[DIRECTIONS]: Count the lines that include the string "this", and give only that number.

(Data entries)
>> Start

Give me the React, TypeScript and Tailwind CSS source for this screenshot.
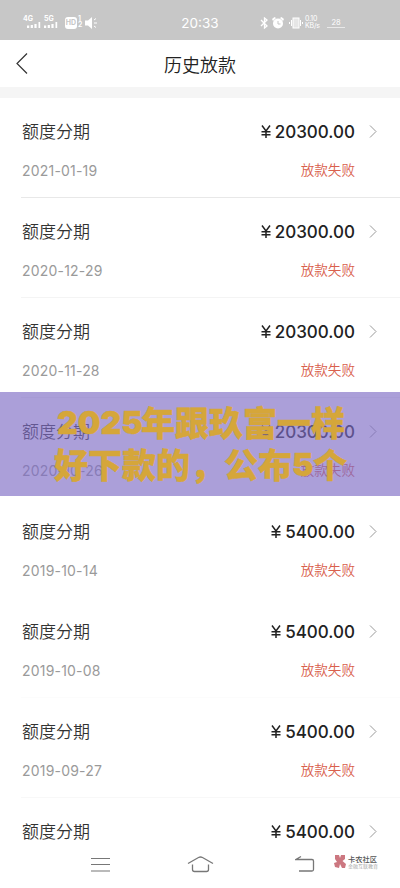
interface LoanRecord {
  date: string;
  amount: string;
  divider: string;
}

const RECORDS: LoanRecord[] = [
  { date: "2021-01-19", amount: "20300.00", divider: "border-[#e8e8e8]" },
  { date: "2020-12-29", amount: "20300.00", divider: "border-[#f4f4f4]" },
  { date: "2020-11-28", amount: "20300.00", divider: "border-[#f4f4f4]" },
  { date: "2020-10-26", amount: "20300.00", divider: "border-transparent" },
  { date: "2019-10-14", amount: "5400.00", divider: "border-transparent" },
  { date: "2019-10-08", amount: "5400.00", divider: "border-[#fcfcfc]" },
  { date: "2019-09-27", amount: "5400.00", divider: "border-[#f8f8f8]" },
  { date: "", amount: "5400.00", divider: "border-transparent" },
];

function Network({ label, barsClass }: { label: string; barsClass: string }) {
  return (
    <div className="flex w-[21px] flex-col text-[7px] font-bold leading-[6px]">
      <span>{label}</span>
      <span className={barsClass}>
        <svg className="h-[6px] w-[14px]" viewBox="0 0 14 6" fill="white">
          <path d="M0 3.500h2.200v2.500H0zM3.700 3h2.200v3H3.700zM7.400 2h2.200v4H7.400zM11.500 0h1.700v6h-1.700z" />
        </svg>
      </span>
    </div>
  );
}

function StatusBar() {
  return (
    <div className="relative flex h-10 shrink-0 items-start bg-[#c7c7c7] pl-[23px] pt-[16px] font-['Inter'] text-white">
      <Network label="4G" barsClass="pl-[4px]" />
      <Network label="5G" barsClass="" />
      <span className="mt-px h-[12px] w-[12px] rounded-[3px] bg-white text-center text-[7px] font-bold leading-[12px] text-[#c7c7c7]">
        HD
      </span>
      <span className="w-[8px] pl-px text-[7px] font-semibold leading-[6px]">
        1<br />2
      </span>
      <svg className="mt-px h-[12px] w-[13px]" viewBox="0 0 13 12" fill="white">
        <path d="M0 3.500h3L7 0v12L3 8.500H0z" />
        <path
          d="M9 3l2-1.500M9 6h3M9 9l2 1.500"
          stroke="white"
          strokeWidth="1"
        />
      </svg>
      <div className="absolute left-0 top-[14px] w-full text-center text-[13.500px] leading-[18px]">
        20:33
      </div>
      <div className="absolute left-[260px] top-[17px] flex">
        <svg
          className="h-[12px] w-[9px]"
          viewBox="0 0 9 12"
          fill="none"
          stroke="white"
          strokeWidth="1.300"
        >
          <path d="M1 3l6 6-2.500 2V1L7 3 1 9" />
        </svg>
        <svg
          className="ml-[3px] h-[12px] w-[12px]"
          viewBox="0 0 12 12"
          fill="white"
        >
          <circle cx="6" cy="6.500" r="5" />
          <path d="M0 2l2.500-2L4 1 1 4zM12 2L9.500 0 8 1l3 3z" />
          <path d="M6 4v3h2.500" fill="none" stroke="#c7c7c7" />
        </svg>
        <svg
          className="ml-[5px] h-[12px] w-[14px]"
          viewBox="0 0 14 12"
          fill="none"
          stroke="white"
        >
          <rect x="4" y="1" width="6" height="10" fill="#e6e6e6" />
          <path d="M2.500 3v6M11.500 3v6M.5 5v2M13.500 5v2" />
        </svg>
        <div className="ml-[2px] -mt-px w-[22px] text-[7px] leading-[6.500px] tracking-[-0.200px]">
          0.10
          <br />
          KB/s
        </div>
        <div className="h-[11px] w-[18px] border-b border-white/60 text-center text-[7.500px] leading-[11px]">
          28
        </div>
      </div>
    </div>
  );
}

function Header() {
  return (
    <div className="relative flex h-[47px] shrink-0 items-center justify-center">
      <svg
        className="absolute left-[16px] top-[12px] h-[23px] w-[12px]"
        viewBox="0 0 12 23"
        fill="none"
        stroke="#333"
        strokeWidth="1.200"
      >
        <path d="M11 1.500L1 11.500l10 10" />
      </svg>
      <h1 className="text-[18px] font-[350] leading-[26px] text-[#222]">
        历史放款
      </h1>
    </div>
  );
}

function RecordRow({ record }: { record: LoanRecord }) {
  return (
    <div
      className={`ml-[21px] flex h-[100px] shrink-0 flex-col border-b pl-px pt-[21px] ${record.divider}`}
    >
      <div className="flex h-6 items-center">
        <span className="text-[17px] font-[350] leading-6 text-[#333]">
          额度分期
        </span>
        <div className="ml-auto flex items-center text-[#222]">
          <svg
            className="mr-[4px] h-[13px] w-[10px]"
            viewBox="0 0 10 13"
            fill="none"
            stroke="currentColor"
            strokeWidth="1.500"
          >
            <path d="M1 .5l4 5.500 4-5.500M5 6v7M.5 6.700h9M.5 9.700h9" />
          </svg>
          <span className="pt-[2px] font-['Inter'] text-[17px] font-medium leading-6">
            {record.amount}
          </span>
        </div>
        <svg
          className="ml-[14px] mr-[23px] h-[13px] w-[8px]"
          viewBox="0 0 8 13"
          fill="none"
          stroke="#999"
        >
          <path d="M1 .5l6 6-6 6" />
        </svg>
      </div>
      {record.date && (
        <div className="mt-[17px] flex h-[18px] items-center justify-between pr-[45px]">
          <span className="pt-[3px] font-['Inter'] text-[14px] leading-[18px] tracking-[0.200px] text-[#9a9a9a]">
            {record.date}
          </span>
          <span className="text-[13.600px] font-[350] leading-[18px] text-[#d9604c]">
            放款失败
          </span>
        </div>
      )}
    </div>
  );
}

function Banner() {
  return (
    <div className="absolute left-0 top-[392px] h-[104px] w-full whitespace-nowrap bg-[rgba(126,107,197,0.65)] pt-[9px] font-['Noto_Sans_CJK_SC'] text-[34px] font-black leading-[42px] text-[#d5a63a]">
      <div className="flex h-[42px] pl-[57px] [-webkit-text-stroke:0.500px_#d5a63a]">
        <span className="w-[84px] pt-px font-['Inter'] text-[32px]">2025</span>
        <span>年跟玖富一样</span>
      </div>
      <div className="flex h-[42px] pl-[54px] [-webkit-text-stroke:0.500px_#d5a63a]">
        <span>好下款的，公布</span>
        <span className="w-[21px] pt-px font-['Inter'] text-[32px]">5</span>
        <span>个</span>
      </div>
    </div>
  );
}

function NavBar() {
  return (
    <div className="absolute bottom-0 left-0 flex h-[42px] w-full pl-[90px] pt-[9px]">
      <svg className="h-[18px] w-[20px]" stroke="#777" strokeWidth="1.200">
        <path d="M1 3.500h19M1 9.500h19M1 16h19" />
      </svg>
      <svg
        className="ml-[77px] h-[18px] w-[27px]"
        fill="none"
        stroke="#777"
        strokeWidth="1.300"
      >
        <path d="M1 8.500L11.500 2.500q2-1 4 0L26 8.500M5.500 9.500v5q0 2 2 2h12q2 0 2-2v-5" />
      </svg>
      <svg
        className="ml-[81px] h-[18px] w-[20px]"
        fill="none"
        stroke="#777"
        strokeWidth="1.300"
      >
        <path d="M6 1.500L1 4.500h16q1.500 0 1.500 1.500v8.500q0 1.500-1.500 1.500H4" />
      </svg>
      <div className="ml-[19px] flex">
        <svg className="h-[13px] w-[12px]" viewBox="0 0 12 13" fill="#cc7780">
          <path d="M1 0h4l1 3 1-3h4v4L8.500 6l3.500 3-1 4H8L6 9l-1 4-4-1-1-4 3-1-2-3z" />
        </svg>
        <div className="ml-[2px] whitespace-nowrap">
          <div className="text-[7.250px] font-medium leading-[8px] text-[#555]">
            卡农社区
          </div>
          <div className="text-[5px] leading-[5px] text-[#aaa]">
            金融互联教育
          </div>
        </div>
      </div>
    </div>
  );
}

export default function App() {
  return (
    <div className="relative flex h-[888px] w-[400px] flex-col overflow-hidden bg-white font-['Noto_Sans_CJK_SC',sans-serif]">
      <StatusBar />
      <Header />
      <div className="h-[11px] shrink-0 bg-[#f5f5f5]" />
      {RECORDS.map((record, i) => (
        <RecordRow key={i} record={record} />
      ))}
      <Banner />
      <NavBar />
    </div>
  );
}
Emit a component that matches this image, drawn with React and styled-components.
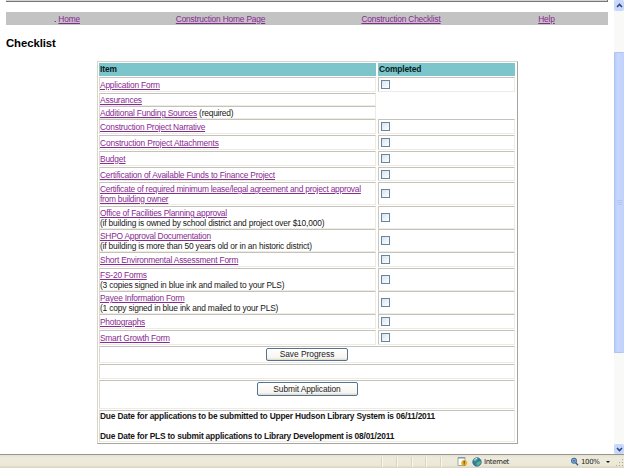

>> End

[FINISHED EXERCISE]: 2